[start of Excerpted data]
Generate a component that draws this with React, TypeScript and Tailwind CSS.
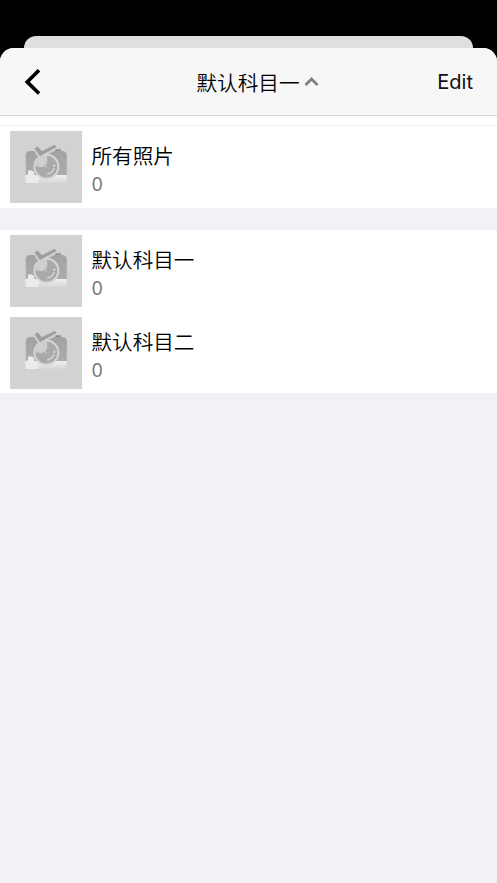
[end of Excerpted data]
[start of Excerpted data]
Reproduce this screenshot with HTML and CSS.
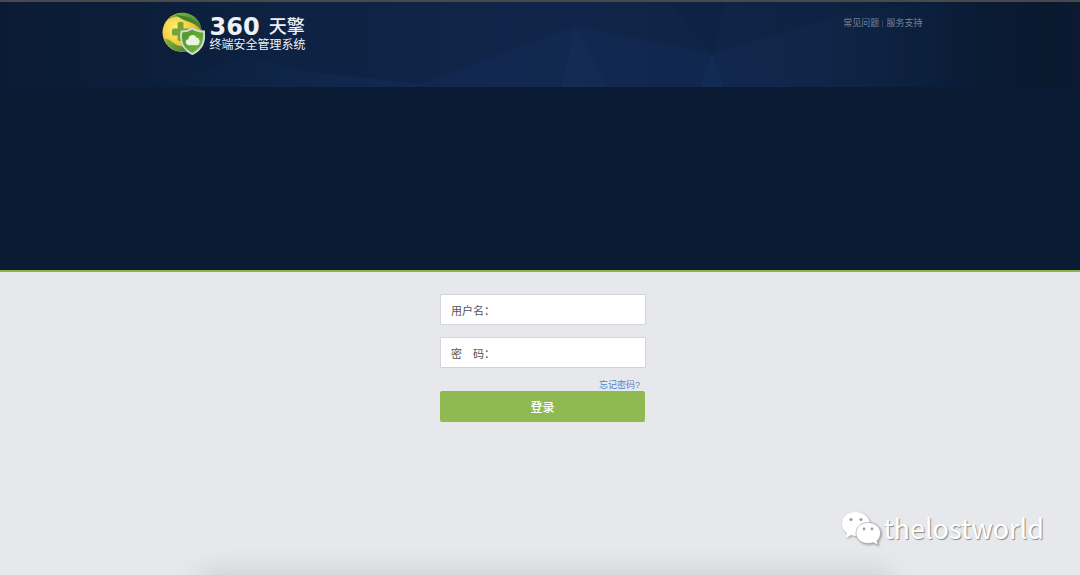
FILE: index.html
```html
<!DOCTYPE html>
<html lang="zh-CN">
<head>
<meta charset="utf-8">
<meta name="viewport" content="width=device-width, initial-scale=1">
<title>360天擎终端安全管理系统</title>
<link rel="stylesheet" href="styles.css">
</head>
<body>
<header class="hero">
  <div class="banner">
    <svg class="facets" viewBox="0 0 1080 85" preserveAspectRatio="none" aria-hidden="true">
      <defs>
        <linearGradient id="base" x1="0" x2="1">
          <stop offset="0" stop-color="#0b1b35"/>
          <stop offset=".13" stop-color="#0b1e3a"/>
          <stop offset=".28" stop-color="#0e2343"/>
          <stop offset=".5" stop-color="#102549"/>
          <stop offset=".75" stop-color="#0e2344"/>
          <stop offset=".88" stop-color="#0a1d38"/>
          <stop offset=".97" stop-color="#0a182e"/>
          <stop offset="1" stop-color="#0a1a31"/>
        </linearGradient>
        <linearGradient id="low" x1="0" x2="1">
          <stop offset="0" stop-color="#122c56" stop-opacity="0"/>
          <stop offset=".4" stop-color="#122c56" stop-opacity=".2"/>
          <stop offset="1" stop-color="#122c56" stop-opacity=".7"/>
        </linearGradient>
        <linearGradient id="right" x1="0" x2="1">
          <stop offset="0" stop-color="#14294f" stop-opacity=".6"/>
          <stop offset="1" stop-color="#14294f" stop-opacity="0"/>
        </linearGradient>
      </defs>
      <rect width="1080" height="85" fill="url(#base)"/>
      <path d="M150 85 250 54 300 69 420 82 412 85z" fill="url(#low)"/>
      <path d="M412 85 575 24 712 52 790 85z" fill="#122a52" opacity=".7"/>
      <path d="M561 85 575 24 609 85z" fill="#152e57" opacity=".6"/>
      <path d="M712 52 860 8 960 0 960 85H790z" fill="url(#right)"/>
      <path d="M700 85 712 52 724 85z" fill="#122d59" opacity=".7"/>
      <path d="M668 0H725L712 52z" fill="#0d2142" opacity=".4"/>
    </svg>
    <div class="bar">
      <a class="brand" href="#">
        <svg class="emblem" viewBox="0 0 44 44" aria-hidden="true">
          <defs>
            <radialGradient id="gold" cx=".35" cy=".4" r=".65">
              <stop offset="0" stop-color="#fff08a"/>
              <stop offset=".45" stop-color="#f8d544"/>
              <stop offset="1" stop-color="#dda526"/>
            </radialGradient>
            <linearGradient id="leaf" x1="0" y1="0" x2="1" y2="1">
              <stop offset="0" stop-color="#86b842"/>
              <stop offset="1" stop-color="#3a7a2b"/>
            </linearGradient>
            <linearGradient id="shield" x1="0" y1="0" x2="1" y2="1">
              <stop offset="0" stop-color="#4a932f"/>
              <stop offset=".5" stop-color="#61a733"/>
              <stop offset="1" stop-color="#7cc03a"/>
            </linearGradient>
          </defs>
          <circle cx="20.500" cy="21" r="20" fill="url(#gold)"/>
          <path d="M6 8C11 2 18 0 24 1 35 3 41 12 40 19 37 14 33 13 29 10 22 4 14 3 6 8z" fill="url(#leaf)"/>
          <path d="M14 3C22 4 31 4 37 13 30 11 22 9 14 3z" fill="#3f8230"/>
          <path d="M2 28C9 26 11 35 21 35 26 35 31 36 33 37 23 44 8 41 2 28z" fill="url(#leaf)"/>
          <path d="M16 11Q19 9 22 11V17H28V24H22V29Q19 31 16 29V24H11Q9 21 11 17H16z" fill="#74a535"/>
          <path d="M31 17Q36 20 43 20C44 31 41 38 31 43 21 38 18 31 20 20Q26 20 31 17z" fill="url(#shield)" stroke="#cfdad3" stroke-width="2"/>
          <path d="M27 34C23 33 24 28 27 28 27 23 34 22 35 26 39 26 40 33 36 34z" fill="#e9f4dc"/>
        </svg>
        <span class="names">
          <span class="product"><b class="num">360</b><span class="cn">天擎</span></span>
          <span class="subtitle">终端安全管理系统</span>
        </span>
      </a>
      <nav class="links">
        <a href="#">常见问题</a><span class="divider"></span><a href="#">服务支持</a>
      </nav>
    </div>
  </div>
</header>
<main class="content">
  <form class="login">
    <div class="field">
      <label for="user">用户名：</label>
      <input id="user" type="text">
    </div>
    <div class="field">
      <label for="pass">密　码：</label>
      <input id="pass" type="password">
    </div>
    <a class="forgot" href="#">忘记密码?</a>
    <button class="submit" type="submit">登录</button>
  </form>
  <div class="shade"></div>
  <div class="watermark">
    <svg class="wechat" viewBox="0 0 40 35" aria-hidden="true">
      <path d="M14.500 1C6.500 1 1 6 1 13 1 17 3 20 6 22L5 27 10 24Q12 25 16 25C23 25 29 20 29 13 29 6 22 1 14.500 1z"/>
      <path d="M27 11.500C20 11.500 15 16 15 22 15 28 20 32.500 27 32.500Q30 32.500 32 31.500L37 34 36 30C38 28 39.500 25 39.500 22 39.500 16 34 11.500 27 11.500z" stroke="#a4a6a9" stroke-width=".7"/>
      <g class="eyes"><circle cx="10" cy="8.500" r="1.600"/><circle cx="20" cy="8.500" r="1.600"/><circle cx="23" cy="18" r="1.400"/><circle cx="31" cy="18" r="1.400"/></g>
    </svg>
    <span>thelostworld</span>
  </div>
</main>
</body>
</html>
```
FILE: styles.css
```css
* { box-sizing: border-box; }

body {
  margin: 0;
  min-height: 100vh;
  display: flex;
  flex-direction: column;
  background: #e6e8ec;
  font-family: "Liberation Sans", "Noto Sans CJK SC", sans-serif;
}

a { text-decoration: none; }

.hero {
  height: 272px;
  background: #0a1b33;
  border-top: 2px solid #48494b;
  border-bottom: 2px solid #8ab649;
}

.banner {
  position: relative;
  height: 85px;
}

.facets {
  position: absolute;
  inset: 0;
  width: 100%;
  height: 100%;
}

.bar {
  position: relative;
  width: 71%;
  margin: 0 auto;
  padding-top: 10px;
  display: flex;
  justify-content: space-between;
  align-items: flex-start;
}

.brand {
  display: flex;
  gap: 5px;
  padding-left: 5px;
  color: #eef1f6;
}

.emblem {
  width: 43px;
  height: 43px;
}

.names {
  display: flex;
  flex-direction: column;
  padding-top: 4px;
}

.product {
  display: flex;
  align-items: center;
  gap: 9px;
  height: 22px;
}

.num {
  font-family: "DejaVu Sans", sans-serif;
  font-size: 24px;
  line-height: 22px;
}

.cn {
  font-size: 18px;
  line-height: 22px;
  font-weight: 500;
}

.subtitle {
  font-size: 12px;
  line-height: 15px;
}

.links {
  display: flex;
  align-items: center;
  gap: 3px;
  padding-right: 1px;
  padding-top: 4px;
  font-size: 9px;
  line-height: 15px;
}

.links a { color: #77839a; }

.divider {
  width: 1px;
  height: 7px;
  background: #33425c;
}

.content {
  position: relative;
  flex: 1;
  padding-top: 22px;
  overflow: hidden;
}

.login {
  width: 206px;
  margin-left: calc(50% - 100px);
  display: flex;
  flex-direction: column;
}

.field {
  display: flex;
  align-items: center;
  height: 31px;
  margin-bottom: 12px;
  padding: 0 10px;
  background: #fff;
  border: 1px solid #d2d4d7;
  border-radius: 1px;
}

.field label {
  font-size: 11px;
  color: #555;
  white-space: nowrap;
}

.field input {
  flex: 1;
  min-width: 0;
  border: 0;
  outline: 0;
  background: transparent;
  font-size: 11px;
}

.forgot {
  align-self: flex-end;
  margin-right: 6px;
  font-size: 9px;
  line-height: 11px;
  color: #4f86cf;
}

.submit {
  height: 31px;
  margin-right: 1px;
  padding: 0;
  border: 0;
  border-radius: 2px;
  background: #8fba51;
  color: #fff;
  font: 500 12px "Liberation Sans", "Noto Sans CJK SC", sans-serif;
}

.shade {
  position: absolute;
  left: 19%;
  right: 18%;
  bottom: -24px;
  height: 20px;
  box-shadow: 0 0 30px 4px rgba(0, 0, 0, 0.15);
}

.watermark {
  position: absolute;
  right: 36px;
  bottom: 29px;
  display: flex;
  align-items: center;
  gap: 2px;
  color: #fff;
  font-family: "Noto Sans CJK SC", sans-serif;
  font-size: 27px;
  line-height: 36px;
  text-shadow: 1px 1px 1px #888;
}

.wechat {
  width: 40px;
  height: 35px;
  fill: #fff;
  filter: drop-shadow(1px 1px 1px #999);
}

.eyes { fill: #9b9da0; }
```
[end of Excerpted data]
Locate the word "with" in the records above, and return each line that has it.

Response to this task
Generate a component that draws this with React, TypeScript and Tailwind CSS.
Reproduce this screenshot with HTML and CSS.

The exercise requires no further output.